Histone acetylation is important for regulating chromatin structure and gene expression. Three classes of mammalian histone deacetylases have been identified. Among class II, there are five known members, namely HDAC4, HDAC5, HDAC6, HDAC7 and HDAC9. Here we describe the identification and characterization of a novel class II member termed HDAC10. It is a 669 residue polypeptide with a bipartite modular structure consisting of an N-terminal Hda1p-related putative deacetylase domain and a C-terminal leucine-rich domain. HDAC10 is widely expressed in adult human tissues and cultured mammalian cells.

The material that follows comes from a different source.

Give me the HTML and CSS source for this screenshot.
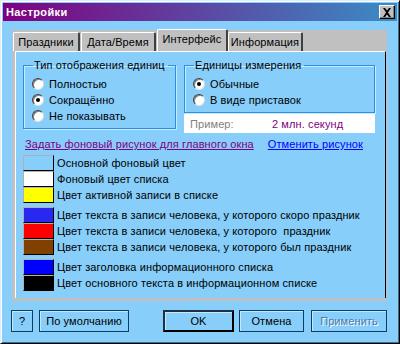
FILE: index.html
```html
<!DOCTYPE html>
<html lang="ru">
<head>
    <meta charset="UTF-8">
    <title>Настройки</title>
    <link rel="stylesheet" href="styles.css">
</head>
<body>
    <div class="window">
        <div class="titlebar">
            <span class="title">Настройки</span>
            <span class="close">
                <svg width="10" height="9" viewBox="0 0 10 9"><path d="M1 0h2l2 2.5L7 0h2L6 4.5 9 9H7L5 6.5 3 9H1l3-4.5z" fill="#000"/></svg>
            </span>
        </div>

        <div class="tabctl">
            <div class="tabs">
                <div class="tab tab-holidays">Праздники</div>
                <div class="tab tab-date">Дата/Время</div>
                <div class="tab tab-ui active">Интерфейс</div>
                <div class="tab tab-info">Информация</div>
            </div>
            <div class="panel">
                <div class="top-row">
                    <fieldset class="group g1">
                        <legend>Тип отображения единиц</legend>
                        <div class="radio-row"><span class="radio"></span>Полностью</div>
                        <div class="radio-row"><span class="radio checked"></span>Сокращённо</div>
                        <div class="radio-row"><span class="radio"></span>Не показывать</div>
                    </fieldset>
                    <div class="right-col">
                        <fieldset class="group g2">
                            <legend>Единицы измерения</legend>
                            <div class="radio-row"><span class="radio checked"></span>Обычные</div>
                            <div class="radio-row"><span class="radio"></span>В виде приставок</div>
                        </fieldset>
                        <div class="example">
                            <span class="ex-label">Пример:</span>
                            <span class="ex-value">2 млн. секунд</span>
                        </div>
                    </div>
                </div>

                <div class="links">
                    <a class="link-set">Задать фоновый рисунок для главного окна</a>
                    <a class="link-cancel">Отменить рисунок</a>
                </div>

                <div class="color-group">
                    <div class="color-row"><span class="swatch sw-main"></span>Основной фоновый цвет</div>
                    <div class="color-row"><span class="swatch sw-list"></span>Фоновый цвет списка</div>
                    <div class="color-row"><span class="swatch sw-active"></span>Цвет активной записи в списке</div>
                </div>
                <div class="color-group">
                    <div class="color-row"><span class="swatch sw-soon"></span>Цвет текста в записи человека, у которого скоро праздник</div>
                    <div class="color-row"><span class="swatch sw-now"></span>Цвет текста в записи человека, у которого&nbsp; праздник</div>
                    <div class="color-row"><span class="swatch sw-past"></span>Цвет текста в записи человека, у которого был праздник</div>
                </div>
                <div class="color-group">
                    <div class="color-row"><span class="swatch sw-head"></span>Цвет заголовка информационного списка</div>
                    <div class="color-row"><span class="swatch sw-text"></span>Цвет основного текста в информационном списке</div>
                </div>
            </div>
        </div>

        <div class="buttons">
            <button class="btn btn-help">?</button>
            <button class="btn btn-default">По умолчанию</button>
            <span class="spacer"></span>
            <button class="btn btn-ok">OK</button>
            <button class="btn btn-cancel">Отмена</button>
            <button class="btn btn-apply" disabled>Применить</button>
        </div>
    </div>
</body>
</html>
```

FILE: styles.css
```css
body {
    margin: 0;
    background: #87cefa;
    font-family: 'Liberation Sans', Arial, sans-serif;
    font-size: 11px;
    letter-spacing: 0.1px;
    color: #000;
    white-space: nowrap;
}

.window {
    width: 400px;
    height: 344px;
    box-sizing: border-box;
    border: 1px solid;
    border-color: #d8f0ff #000 #000 #d8f0ff;
    box-shadow: inset 1px 1px #fff, inset -1px -1px #3a6c8c;
    padding: 2px;
    background: #87cefa;
    display: flex;
    flex-direction: column;
}

.titlebar {
    height: 18px;
    background: linear-gradient(to right, #800080, #3a8cc4);
    display: flex;
    align-items: center;
    justify-content: space-between;
    padding: 0 2px 0 3px;
}

.title {
    color: #fff;
    font-weight: bold;
    font-size: 11px;
    letter-spacing: 0.4px;
}

.close {
    width: 16px;
    height: 14px;
    box-sizing: border-box;
    background: #c0c0c0;
    border: 1px solid;
    border-color: #fff #000 #000 #fff;
    box-shadow: inset -1px -1px #808080;
    display: flex;
    align-items: center;
    justify-content: center;
}

/* вкладки */
.tabctl {
    margin: 9px 10px 0 9px;
    height: 271px;
    box-sizing: border-box;
    background: #c0c0c0;
    padding: 0 1px 3px 3px;
    display: flex;
    flex-direction: column;
}

.tabs {
    display: flex;
    height: 21px;
    margin-left: -2px;
}

.tab {
    flex: none;
    margin-top: 2px;
    height: 19px;
    box-sizing: border-box;
    padding-top: 3px;
    text-align: center;
    border-top: 1px solid #fff;
    border-left: 1px solid #fff;
    border-right: 2px solid #404040;
    border-radius: 2px 2px 0 0;
    background: #c0c0c0;
    margin-right: 1px;
}

.tab-holidays { width: 67px; }
.tab-date { width: 75px; }
.tab-ui { width: 71px; }
.tab-info { width: 75px; }

.tab.active {
    margin-top: -1px;
    margin-right: 0;
    height: 22px;
}

.panel {
    flex: 1;
    background: #87cefa;
    border-top: 1px solid #fff;
    border-left: 1px solid #fff;
    border-right: 1px solid #000;
    padding: 6px 0 0 7px;
}

.top-row {
    display: flex;
    align-items: flex-start;
}

.group {
    margin: 0;
    padding: 4px 0 0 8px;
    border: 1px solid #2e8ee0;
    box-shadow: inset 1px 1px #c8ecff, 1px 1px #c8ecff;
}

.group legend {
    padding: 0 3px 0 1px;
    margin-left: 1px;
    line-height: 14px;
}

.g1 {
    width: 153px;
    height: 71px;
    box-sizing: border-box;
}

.g2 {
    width: 191px;
    height: 55px;
    box-sizing: border-box;
}

.right-col {
    margin-left: 8px;
    display: flex;
    flex-direction: column;
}

.radio-row {
    height: 16px;
    display: flex;
    align-items: center;
}

.radio {
    width: 12px;
    height: 12px;
    box-sizing: border-box;
    border-radius: 50%;
    background: #fff;
    border: 1px solid;
    border-color: #404040 #e0e0e0 #e0e0e0 #404040;
    box-shadow: inset 1px 1px #808080;
    margin-right: 5px;
    display: flex;
    align-items: center;
    justify-content: center;
}

.radio.checked::after {
    content: "";
    width: 4px;
    height: 4px;
    border-radius: 50%;
    background: #000;
}

.example {
    margin-top: 1px;
    height: 19px;
    background: #fff;
    display: flex;
    align-items: center;
    padding-left: 6px;
}

.ex-label {
    color: #808080;
    width: 82px;
}

.ex-value {
    color: #800080;
}

.links {
    display: flex;
    gap: 14px;
    padding: 5px 0 0 2px;
    height: 17px;
}

.links a {
    text-decoration: underline;
    cursor: pointer;
}

.link-set {
    color: #800080;
}

.link-cancel {
    color: #0000ff;
}

.color-group {
    margin-bottom: 4px;
}

.color-row {
    height: 16px;
    display: flex;
    align-items: center;
}

.swatch {
    width: 31px;
    height: 16px;
    box-sizing: border-box;
    border: 1px solid;
    border-color: #b0b0b0 #000 #000 #b0b0b0;
    margin-right: 3px;
}

.sw-main { background: #87cefa; }
.sw-list { background: #fff; }
.sw-active { background: #ffff00; }
.sw-soon { background: #2828f0; }
.sw-now { background: #ff0000; }
.sw-past { background: #804000; }
.sw-head { background: #0000ff; }
.sw-text { background: #000; }

/* кнопки */
.buttons {
    display: flex;
    margin: 9px 10px 0 8px;
    gap: 6px;
}

.spacer {
    flex: 1;
}

.btn {
    height: 22px;
    box-sizing: border-box;
    background: #87cefa;
    border: 1px solid #0d3d66;
    box-shadow: inset 1px 1px #c0e8ff;
    font-family: inherit;
    font-size: 11px;
    letter-spacing: 0.1px;
    color: #000;
    padding: 0;
}

.btn-help { width: 22px; }
.btn-default { width: 90px; }
.btn-ok {
    width: 71px;
    border: 2px solid #000;
    border-top-color: #203040;
    border-left-color: #203040;
}
.btn-cancel { width: 65px; margin-left: -1px; }
.btn-apply {
    width: 76px;
    margin-left: 1px;
    color: #4a7ca8;
    text-shadow: 1px 1px #fff;
}
```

It is enriched in the cytoplasm and this enrichment is not sensitive to leptomycin B, a specific inhibitor known to block the nuclear export of other class II members. The leucine-rich domain of HDAC10 is responsible for its cytoplasmic enrichment. Recombinant HDAC10 protein possesses histone deacetylase activity, which is sensitive to trichostatin A, a specific inhibitor for known class I and class II histone deacetylases. When tethered to a promoter, HDAC10 is able to repress transcription. Furthermore, HDAC10 interacts with HDAC3 but not with HDAC4 or HDAC6. These results indicate that HDAC10 is a novel class II histone deacetylase possessing a unique leucine-rich domain.